BEGIN Record extracts

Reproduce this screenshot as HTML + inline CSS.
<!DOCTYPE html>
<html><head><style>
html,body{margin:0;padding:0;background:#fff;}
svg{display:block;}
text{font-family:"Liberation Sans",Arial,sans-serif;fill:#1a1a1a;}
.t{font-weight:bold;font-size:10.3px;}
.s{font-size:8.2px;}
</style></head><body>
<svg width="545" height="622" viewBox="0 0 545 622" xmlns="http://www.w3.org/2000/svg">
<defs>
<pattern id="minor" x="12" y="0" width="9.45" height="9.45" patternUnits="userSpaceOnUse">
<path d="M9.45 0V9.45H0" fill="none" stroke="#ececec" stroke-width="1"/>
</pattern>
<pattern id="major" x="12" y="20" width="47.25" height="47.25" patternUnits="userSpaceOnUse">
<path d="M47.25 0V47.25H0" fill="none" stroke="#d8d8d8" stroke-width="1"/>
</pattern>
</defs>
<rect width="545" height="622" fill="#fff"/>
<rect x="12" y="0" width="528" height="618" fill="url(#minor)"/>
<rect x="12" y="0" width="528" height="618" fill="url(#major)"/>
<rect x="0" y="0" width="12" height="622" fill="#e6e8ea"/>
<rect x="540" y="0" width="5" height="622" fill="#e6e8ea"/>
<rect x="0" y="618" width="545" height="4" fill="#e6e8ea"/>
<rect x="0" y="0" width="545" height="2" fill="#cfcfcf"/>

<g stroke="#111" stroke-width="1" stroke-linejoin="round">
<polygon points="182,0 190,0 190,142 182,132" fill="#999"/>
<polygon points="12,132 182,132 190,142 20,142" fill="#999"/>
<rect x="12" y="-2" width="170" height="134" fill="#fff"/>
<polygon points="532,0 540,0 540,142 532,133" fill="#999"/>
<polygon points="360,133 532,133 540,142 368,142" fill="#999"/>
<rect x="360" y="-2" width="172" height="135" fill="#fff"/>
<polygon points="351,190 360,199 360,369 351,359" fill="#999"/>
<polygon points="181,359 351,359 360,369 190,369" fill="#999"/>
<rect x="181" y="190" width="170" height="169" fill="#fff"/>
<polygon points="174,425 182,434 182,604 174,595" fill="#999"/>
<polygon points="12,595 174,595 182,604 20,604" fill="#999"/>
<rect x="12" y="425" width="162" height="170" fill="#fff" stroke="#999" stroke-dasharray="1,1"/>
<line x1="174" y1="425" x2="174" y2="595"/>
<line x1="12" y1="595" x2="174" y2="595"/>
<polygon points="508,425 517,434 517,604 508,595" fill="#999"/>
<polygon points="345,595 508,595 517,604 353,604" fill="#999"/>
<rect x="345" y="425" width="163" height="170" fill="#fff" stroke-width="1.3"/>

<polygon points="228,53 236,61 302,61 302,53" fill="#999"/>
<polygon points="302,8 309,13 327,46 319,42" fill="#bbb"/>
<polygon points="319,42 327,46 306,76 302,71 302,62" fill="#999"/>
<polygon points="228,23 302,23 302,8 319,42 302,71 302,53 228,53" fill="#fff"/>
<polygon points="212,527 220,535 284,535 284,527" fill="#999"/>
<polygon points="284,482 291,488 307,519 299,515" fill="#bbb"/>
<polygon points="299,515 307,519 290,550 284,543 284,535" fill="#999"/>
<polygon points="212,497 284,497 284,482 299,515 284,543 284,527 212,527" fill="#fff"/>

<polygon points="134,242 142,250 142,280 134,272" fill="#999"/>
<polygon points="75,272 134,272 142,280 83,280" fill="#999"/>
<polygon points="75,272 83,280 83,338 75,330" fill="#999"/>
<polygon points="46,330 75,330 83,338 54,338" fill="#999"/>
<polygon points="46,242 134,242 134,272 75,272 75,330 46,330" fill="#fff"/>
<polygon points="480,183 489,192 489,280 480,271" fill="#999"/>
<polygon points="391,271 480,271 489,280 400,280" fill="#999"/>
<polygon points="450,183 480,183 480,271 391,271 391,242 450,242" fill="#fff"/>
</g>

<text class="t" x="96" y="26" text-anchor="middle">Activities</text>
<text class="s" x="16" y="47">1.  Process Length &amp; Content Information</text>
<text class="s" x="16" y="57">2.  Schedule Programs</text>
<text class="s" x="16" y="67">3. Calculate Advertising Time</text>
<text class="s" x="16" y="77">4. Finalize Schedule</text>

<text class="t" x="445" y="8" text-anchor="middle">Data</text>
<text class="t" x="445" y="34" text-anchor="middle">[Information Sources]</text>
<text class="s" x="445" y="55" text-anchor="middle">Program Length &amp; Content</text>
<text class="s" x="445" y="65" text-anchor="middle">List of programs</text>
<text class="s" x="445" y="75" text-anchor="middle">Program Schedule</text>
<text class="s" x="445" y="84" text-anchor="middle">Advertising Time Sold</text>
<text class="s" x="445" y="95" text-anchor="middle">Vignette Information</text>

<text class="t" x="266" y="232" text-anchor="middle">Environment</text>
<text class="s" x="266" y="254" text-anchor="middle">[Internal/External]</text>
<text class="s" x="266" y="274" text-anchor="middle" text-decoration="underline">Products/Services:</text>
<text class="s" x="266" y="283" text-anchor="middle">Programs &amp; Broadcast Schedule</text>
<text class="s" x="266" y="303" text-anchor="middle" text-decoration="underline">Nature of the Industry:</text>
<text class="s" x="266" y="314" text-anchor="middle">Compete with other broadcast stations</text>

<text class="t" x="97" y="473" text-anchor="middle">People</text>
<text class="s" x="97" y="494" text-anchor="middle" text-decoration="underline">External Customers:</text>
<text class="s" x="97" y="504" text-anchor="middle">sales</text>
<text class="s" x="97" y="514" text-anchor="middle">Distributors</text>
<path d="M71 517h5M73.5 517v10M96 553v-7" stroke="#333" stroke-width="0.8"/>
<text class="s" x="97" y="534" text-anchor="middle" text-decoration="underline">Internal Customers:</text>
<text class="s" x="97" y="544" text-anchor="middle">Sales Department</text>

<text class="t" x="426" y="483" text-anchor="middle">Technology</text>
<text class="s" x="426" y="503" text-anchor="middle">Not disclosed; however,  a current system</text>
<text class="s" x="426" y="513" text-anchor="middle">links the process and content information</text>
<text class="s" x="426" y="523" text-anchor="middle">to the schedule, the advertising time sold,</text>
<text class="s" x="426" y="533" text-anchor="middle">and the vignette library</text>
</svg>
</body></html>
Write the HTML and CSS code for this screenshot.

END Record extracts

> What is required
Generate an exact reproduction of all entries.

> Response to this exercise
Reproduce this screenshot as HTML + inline CSS.
<!DOCTYPE html>
<html><head><style>
html,body{margin:0;padding:0;background:#fff;}
svg{display:block;}
text{font-family:"Liberation Sans",Arial,sans-serif;fill:#1a1a1a;}
.t{font-weight:bold;font-size:10.3px;}
.s{font-size:8.2px;}
</style></head><body>
<svg width="545" height="622" viewBox="0 0 545 622" xmlns="http://www.w3.org/2000/svg">
<defs>
<pattern id="minor" x="12" y="0" width="9.45" height="9.45" patternUnits="userSpaceOnUse">
<path d="M9.45 0V9.45H0" fill="none" stroke="#ececec" stroke-width="1"/>
</pattern>
<pattern id="major" x="12" y="20" width="47.25" height="47.25" patternUnits="userSpaceOnUse">
<path d="M47.25 0V47.25H0" fill="none" stroke="#d8d8d8" stroke-width="1"/>
</pattern>
</defs>
<rect width="545" height="622" fill="#fff"/>
<rect x="12" y="0" width="528" height="618" fill="url(#minor)"/>
<rect x="12" y="0" width="528" height="618" fill="url(#major)"/>
<rect x="0" y="0" width="12" height="622" fill="#e6e8ea"/>
<rect x="540" y="0" width="5" height="622" fill="#e6e8ea"/>
<rect x="0" y="618" width="545" height="4" fill="#e6e8ea"/>
<rect x="0" y="0" width="545" height="2" fill="#cfcfcf"/>

<g stroke="#111" stroke-width="1" stroke-linejoin="round">
<polygon points="182,0 190,0 190,142 182,132" fill="#999"/>
<polygon points="12,132 182,132 190,142 20,142" fill="#999"/>
<rect x="12" y="-2" width="170" height="134" fill="#fff"/>
<polygon points="532,0 540,0 540,142 532,133" fill="#999"/>
<polygon points="360,133 532,133 540,142 368,142" fill="#999"/>
<rect x="360" y="-2" width="172" height="135" fill="#fff"/>
<polygon points="351,190 360,199 360,369 351,359" fill="#999"/>
<polygon points="181,359 351,359 360,369 190,369" fill="#999"/>
<rect x="181" y="190" width="170" height="169" fill="#fff"/>
<polygon points="174,425 182,434 182,604 174,595" fill="#999"/>
<polygon points="12,595 174,595 182,604 20,604" fill="#999"/>
<rect x="12" y="425" width="162" height="170" fill="#fff" stroke="#999" stroke-dasharray="1,1"/>
<line x1="174" y1="425" x2="174" y2="595"/>
<line x1="12" y1="595" x2="174" y2="595"/>
<polygon points="508,425 517,434 517,604 508,595" fill="#999"/>
<polygon points="345,595 508,595 517,604 353,604" fill="#999"/>
<rect x="345" y="425" width="163" height="170" fill="#fff" stroke-width="1.3"/>

<polygon points="228,53 236,61 302,61 302,53" fill="#999"/>
<polygon points="302,8 309,13 327,46 319,42" fill="#bbb"/>
<polygon points="319,42 327,46 306,76 302,71 302,62" fill="#999"/>
<polygon points="228,23 302,23 302,8 319,42 302,71 302,53 228,53" fill="#fff"/>
<polygon points="212,527 220,535 284,535 284,527" fill="#999"/>
<polygon points="284,482 291,488 307,519 299,515" fill="#bbb"/>
<polygon points="299,515 307,519 290,550 284,543 284,535" fill="#999"/>
<polygon points="212,497 284,497 284,482 299,515 284,543 284,527 212,527" fill="#fff"/>

<polygon points="134,242 142,250 142,280 134,272" fill="#999"/>
<polygon points="75,272 134,272 142,280 83,280" fill="#999"/>
<polygon points="75,272 83,280 83,338 75,330" fill="#999"/>
<polygon points="46,330 75,330 83,338 54,338" fill="#999"/>
<polygon points="46,242 134,242 134,272 75,272 75,330 46,330" fill="#fff"/>
<polygon points="480,183 489,192 489,280 480,271" fill="#999"/>
<polygon points="391,271 480,271 489,280 400,280" fill="#999"/>
<polygon points="450,183 480,183 480,271 391,271 391,242 450,242" fill="#fff"/>
</g>

<text class="t" x="96" y="26" text-anchor="middle">Activities</text>
<text class="s" x="16" y="47">1.  Process Length &amp; Content Information</text>
<text class="s" x="16" y="57">2.  Schedule Programs</text>
<text class="s" x="16" y="67">3. Calculate Advertising Time</text>
<text class="s" x="16" y="77">4. Finalize Schedule</text>

<text class="t" x="445" y="8" text-anchor="middle">Data</text>
<text class="t" x="445" y="34" text-anchor="middle">[Information Sources]</text>
<text class="s" x="445" y="55" text-anchor="middle">Program Length &amp; Content</text>
<text class="s" x="445" y="65" text-anchor="middle">List of programs</text>
<text class="s" x="445" y="75" text-anchor="middle">Program Schedule</text>
<text class="s" x="445" y="84" text-anchor="middle">Advertising Time Sold</text>
<text class="s" x="445" y="95" text-anchor="middle">Vignette Information</text>

<text class="t" x="266" y="232" text-anchor="middle">Environment</text>
<text class="s" x="266" y="254" text-anchor="middle">[Internal/External]</text>
<text class="s" x="266" y="274" text-anchor="middle" text-decoration="underline">Products/Services:</text>
<text class="s" x="266" y="283" text-anchor="middle">Programs &amp; Broadcast Schedule</text>
<text class="s" x="266" y="303" text-anchor="middle" text-decoration="underline">Nature of the Industry:</text>
<text class="s" x="266" y="314" text-anchor="middle">Compete with other broadcast stations</text>

<text class="t" x="97" y="473" text-anchor="middle">People</text>
<text class="s" x="97" y="494" text-anchor="middle" text-decoration="underline">External Customers:</text>
<text class="s" x="97" y="504" text-anchor="middle">sales</text>
<text class="s" x="97" y="514" text-anchor="middle">Distributors</text>
<path d="M71 517h5M73.5 517v10M96 553v-7" stroke="#333" stroke-width="0.8"/>
<text class="s" x="97" y="534" text-anchor="middle" text-decoration="underline">Internal Customers:</text>
<text class="s" x="97" y="544" text-anchor="middle">Sales Department</text>

<text class="t" x="426" y="483" text-anchor="middle">Technology</text>
<text class="s" x="426" y="503" text-anchor="middle">Not disclosed; however,  a current system</text>
<text class="s" x="426" y="513" text-anchor="middle">links the process and content information</text>
<text class="s" x="426" y="523" text-anchor="middle">to the schedule, the advertising time sold,</text>
<text class="s" x="426" y="533" text-anchor="middle">and the vignette library</text>
</svg>
</body></html>
Write the HTML and CSS code for this screenshot.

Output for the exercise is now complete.